The Old Town's Sugar Corner: Café Aroma on Gorgasali Street

Walk down Gorgasali Street toward the clock tower and you will smell Café Aroma before you see it. The café sits on the ground floor of a restored 19th century building with wrought iron balconies, and the interior still has the original tile work along the lower walls, a detail most visitors walk right past. Their tiramisu is the one I keep coming back for, layered with mascarpone that tastes lighter than what you find in Tbilisi, almost cloud-like, and dusted with cocoa that is slightly bitter in the right way. They also do a proper medovik, the Georgian honey cake, with thin layers that actually soak through rather than sitting dry and crumbly like so many versions around town. Go in the late afternoon around 4 or 5 PM, after the lunch crowd has thinned but before the dinner rush fills every seat. On weekends the wait for a table can stretch to 20 minutes, so a weekday visit is far more pleasant. One thing most tourists do not know is that the back room, past the main dining area, has a small window overlooking a courtyard where the owner's grandmother used to bake for the neighborhood in the 1960s. Ask politely and they might let you peek. The connection to Batumi's layered past is right there in the walls, and the desserts carry that same sense of accumulated history.

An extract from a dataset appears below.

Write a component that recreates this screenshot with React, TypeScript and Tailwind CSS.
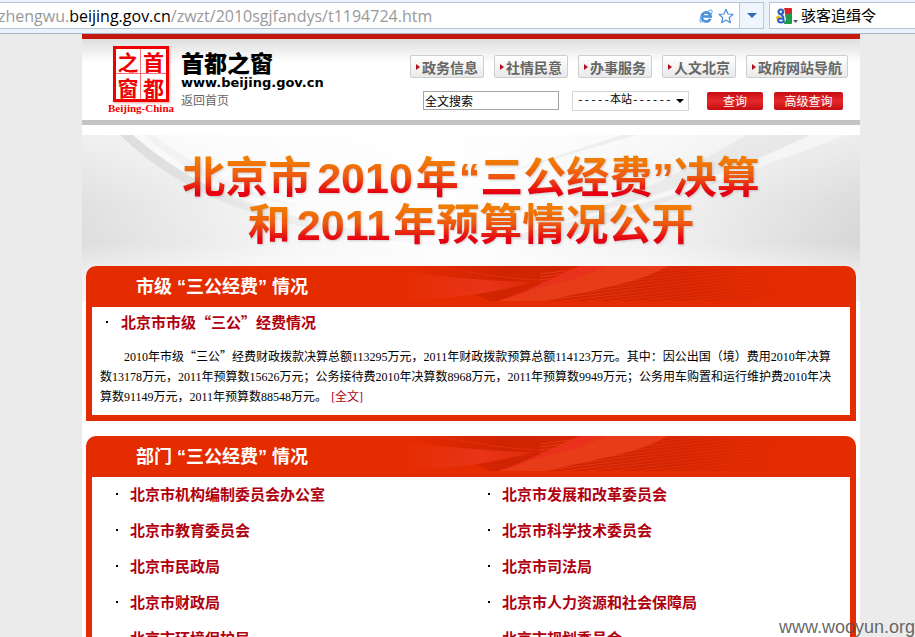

Late Night Desserts Batumi Style: Baklava House on Ninoshvili Street

If you are looking for late night desserts Batumi actually delivers on, Ninoshvili Street is where the city stays awake past midnight. Baklava House operates well into the early hours, and the pistachio baklava they pull from the tray around 1 AM is still impossibly fresh because they bake in small batches throughout the evening. The owner, a man named Zurab who has run this spot for over a decade, sources his pistachios directly from a supplier in Adjara's mountain villages, and you can taste the difference compared to the mass-produced versions sold near the boulevard. Order the Adjarian baklava, which is slightly different from the Turkish style, with more syrup and a softer, almost melting texture. Pair it with a glass of strong Georgian tea, not coffee, because the tea cuts through the sugar in a way that makes you want a second piece instead of feeling weighed down. The best time to go is between 11 PM and 2 AM, when the street is alive with locals finishing their night out. A small complaint: the seating is limited to about eight tables, and on Fridays it fills up fast with groups coming from the nearby bars. Most tourists never realize this place exists because it has no English signage and the menu is only in Georgian and Russian, but point to what the person next to you is eating and you will be fine. This is old Batumi, the one that existed before the casino towers, and it is still serving some of the best sweets Batumi has to offer.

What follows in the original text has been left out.